Task objective -> Tell how many lines in these records contain the string "page", with only the number as the reply.

--- begin Data extract ---

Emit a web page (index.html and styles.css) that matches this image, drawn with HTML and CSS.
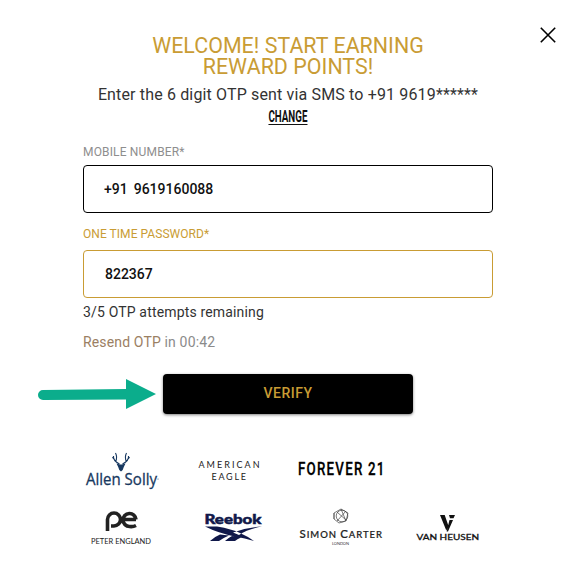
FILE: index.html
```html
<!DOCTYPE html>
<html lang="en">
<head>
<meta charset="utf-8">
<title>Verify OTP</title>
<link rel="stylesheet" href="styles.css">
</head>
<body>
<main class="dialog">
  <button class="close" aria-label="Close"><svg width="16" height="16" viewBox="0 0 16 16"><path d="M.8.8 15.2 15.2M15.2.8.8 15.2" stroke="#000" stroke-width="1.6" fill="none"/></svg></button>
  <h1 class="title">WELCOME! START EARNING<br>REWARD POINTS!</h1>
  <p class="subtitle">Enter the 6 digit OTP sent via SMS to +91 9619******</p>
  <a class="change">CHANGE</a>
  <form class="form">
    <label class="label">MOBILE NUMBER*</label>
    <div class="field"><span class="prefix">+91</span><span class="number">9619160088</span></div>
    <label class="label label-active">ONE TIME PASSWORD*</label>
    <div class="field field-active"><span class="otp">822367</span></div>
    <p class="attempts">3/5 OTP attempts remaining</p>
    <p class="resend"><span class="resend-link">Resend OTP</span> in 00:42</p>
  </form>
  <div class="action">
    <svg class="arrow" width="125" height="40" viewBox="34 374 125 40"><path d="M43 390 126 389V379L156 394 126 409V399.500L43 400A5 5 0 0 1 43 390Z" fill="#0bad8c"/></svg>
    <button class="verify">VERIFY</button>
  </div>
  <div class="brands">
    <svg viewBox="67 445 109 50">
      <g fill="none" stroke="#173860" stroke-width="1.1">
        <path d="M119.500 464C115.500 462 113 460 113.500 456M115.500 461.500C117 459 117 456 115.500 453M113.700 459 112.500 457M122.500 464C126.500 462 129 460 128.500 456M126.500 461.500C125 459 125 456 126.500 453M128.300 459 129.500 457"/>
      </g>
      <path d="M116.500 463.500 120 464.500H122L125.500 463.500 123.800 467 122.700 470 121 471.500 119.300 470 118.200 467Z" fill="#173860"/>
      <text x="86" y="485" textLength="71" lengthAdjust="spacingAndGlyphs" class="t-allen">Allen Solly</text>
      <circle cx="158" cy="479" r=".5" fill="#173860"/>
    </svg>
    <svg viewBox="176 445 109 50">
      <text x="198.500" y="467.500" textLength="61" class="t-eagle">AMERICAN</text>
      <text x="211.500" y="479.800" textLength="34.500" class="t-eagle">EAGLE</text>
    </svg>
    <svg viewBox="285 445 109 50">
      <text transform="translate(298 475) scale(.72 1)" textLength="120" class="t-forever">FOREVER 21</text>
    </svg>
    <span></span>
    <svg viewBox="67 503 109 50">
      <g fill="none" stroke="#222" stroke-width="3.600">
        <path d="M107.500 531V519.500A6.500 6.500 0 1 1 114 526H111M136 519.500H124.500M136 519.500A6.500 6.500 0 1 0 129.500 526.500Q133 527 136 525.500"/>
      </g>
      <text x="91" y="543.500" textLength="60" lengthAdjust="spacingAndGlyphs" class="t-peter">PETER ENGLAND</text>
    </svg>
    <svg viewBox="176 503 109 50">
      <text x="204.500" y="523.500" textLength="57" lengthAdjust="spacingAndGlyphs" class="t-reebok">Reebok</text>
      <path d="M205 526.500H217Q232 529 240 533Q247 536 254 541Q245 538 235 536.500Q218 533 205 526.500ZM262 526.500Q247 527 233 532.500L239 535Q248 529 262 526.500ZM220 534.500 229 535.500Q223 538 219 541H210Q214 537 220 534.500ZM232 536 241 537.500Q237 539 235 541H225Q228 538 232 536Z" fill="#10184a"/>
    </svg>
    <svg viewBox="285 503 109 50">
      <g fill="none" stroke="#444" stroke-width=".7"><circle cx="342" cy="516" r="5.800"/><path d="M334 513 341 509 348 513 346 521 339 523 334 519ZM337 512 346 520M346 511 337 521M334 513V519M341 509 346 521"/></g>
      <text x="299.500" y="538" textLength="82.500" class="t-simon"><tspan>S</tspan><tspan class="small">IMON </tspan><tspan>C</tspan><tspan class="small">ARTER</tspan></text>
      <text x="332" y="545.300" textLength="17" class="t-london">LONDON</text>
    </svg>
    <svg viewBox="394 503 109 50">
      <path d="M440 515H444.700L448.500 526 446.300 530.500ZM449 515H455L453.500 518.300H450ZM449.500 520H453L448 531.500H446.600Z" fill="#111"/>
      <text x="416.500" y="539.800" textLength="62.500" lengthAdjust="spacingAndGlyphs" class="t-heusen">VAN HEUSEN</text>
    </svg>
  </div>
</main>
</body>
</html>
```
FILE: styles.css
```css
* { box-sizing: border-box; }
body { margin: 0; background: #fff; font-family: Roboto, "Liberation Sans", sans-serif; color: #222; }
h1, p { margin: 0; }
button { border: 0; padding: 0; font: inherit; }
.dialog { position: relative; width: 577px; height: 561px; padding: 35px 84px 0 83px; display: flex; flex-direction: column; align-items: center; overflow: hidden; }
.close { position: absolute; left: 540px; top: 27px; width: 16px; height: 16px; background: none; }
.close svg { display: block; }
.title { font-size: 21.400px; line-height: 21px; font-weight: 400; color: #c99c34; text-align: center; letter-spacing: .03px; white-space: nowrap; }
.subtitle { margin-top: 8px; font-size: 16px; line-height: 20px; letter-spacing: .15px; color: #333; white-space: nowrap; }
.change { margin-top: 3px; height: 17px; font-size: 16px; line-height: 17px; font-weight: 700; color: #111; border-bottom: 1px solid #111; transform: scaleX(.61); }
.form { width: 410px; display: flex; flex-direction: column; }
.label { margin-top: 19px; font-size: 12px; line-height: 16px; letter-spacing: .16px; color: #8e8e8e; }
.label-active { margin-top: 13px; letter-spacing: .05px; color: #c99c34; }
.field { height: 48px; margin-top: 5px; padding-left: 20px; border: 1px solid #000; border-radius: 4px; display: flex; align-items: center; gap: 6px; font-size: 14px; font-weight: 500; color: #111; }
.field-active { margin-top: 8px; border-color: #c99c34; padding-left: 21px; }
.attempts { margin-top: 4px; font-size: 14px; line-height: 20px; letter-spacing: .16px; color: #333; }
.resend { margin-top: 10px; font-size: 14px; line-height: 20px; letter-spacing: .15px; color: #8b8b8b; }
.resend-link { color: #9b8063; }
.action { width: 509px; margin-top: 22px; display: flex; gap: 4px; align-self: flex-start; margin-left: -49px; }
.verify { width: 250px; height: 40px; padding-bottom: 2px; border-radius: 4px; background: #000; color: #c99c34; font-size: 14px; font-weight: 500; letter-spacing: .5px; box-shadow: 0 1px 3px rgba(0,0,0,.5); }
.brands { align-self: flex-start; margin: 31px 0 0 -16px; display: grid; grid-template-columns: repeat(4, 109px); row-gap: 8px; }
.brands svg { display: block; width: 109px; height: 50px; }
.t-allen { font: 15.500px "Open Sans", sans-serif; fill: #173860; stroke: #173860; stroke-width: .3px; }
.t-eagle { font: 9px Lato, sans-serif; fill: #222; }
.t-forever { font: 500 18.500px Roboto, sans-serif; fill: #000; stroke: #000; stroke-width: .3px; }
.t-peter { font: 7.500px Lato, sans-serif; fill: #222; }
.t-reebok { font: 900 13.500px Lato, sans-serif; fill: #10184a; stroke: #10184a; stroke-width: .5px; }
.t-simon { font: 500 11.500px Lato, sans-serif; fill: #222; stroke: #222; stroke-width: .2px; }
.small { font-size: 9.500px; }
.t-london { font: 4px Lato, sans-serif; fill: #333; }
.t-heusen { font: 8px Lato, sans-serif; fill: #111; stroke: #111; stroke-width: .3px; }
```
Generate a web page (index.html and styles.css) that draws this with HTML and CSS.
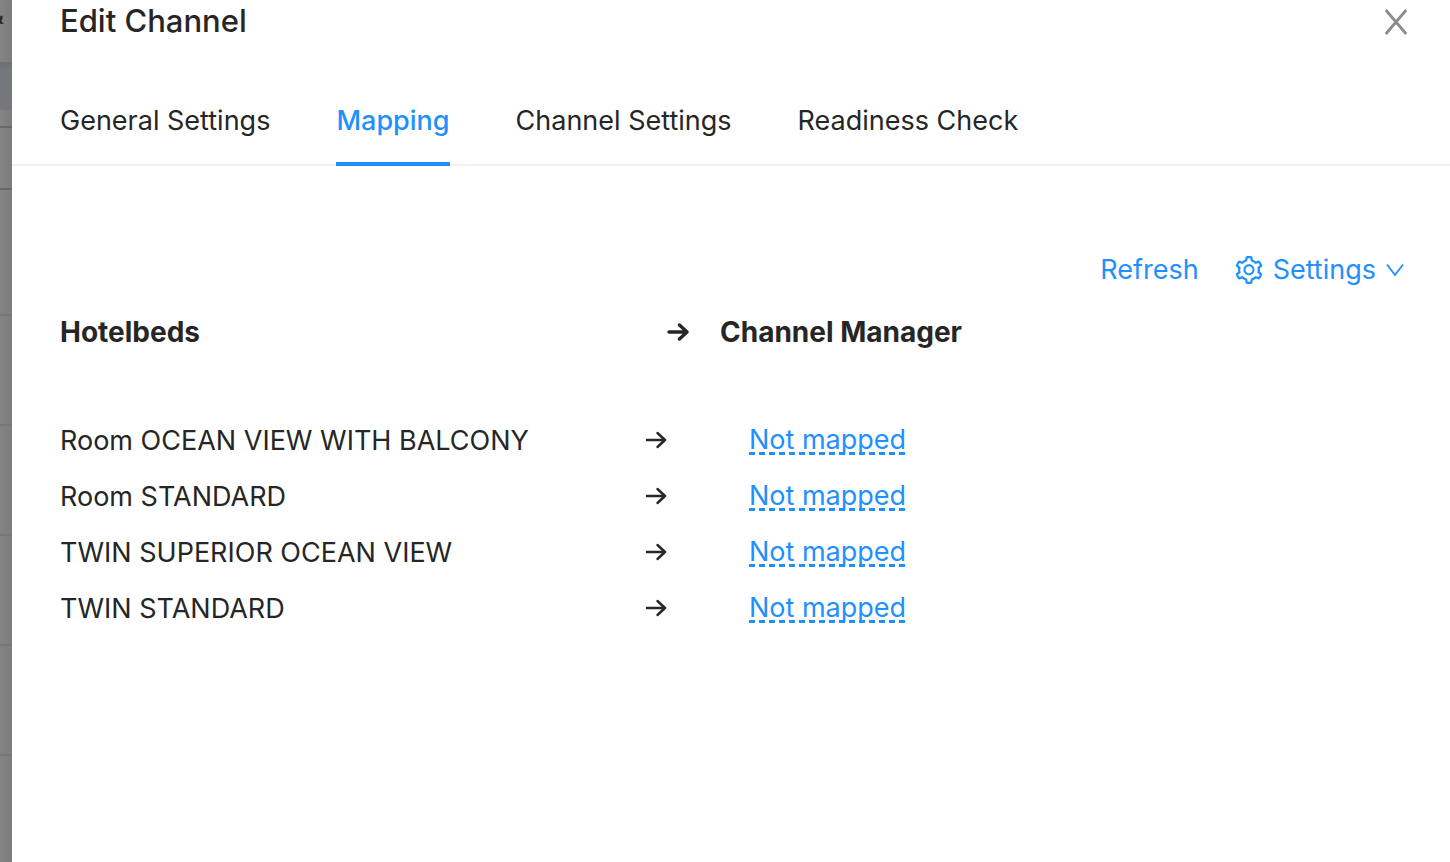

--- end Data extract ---

Reply to the task -> 2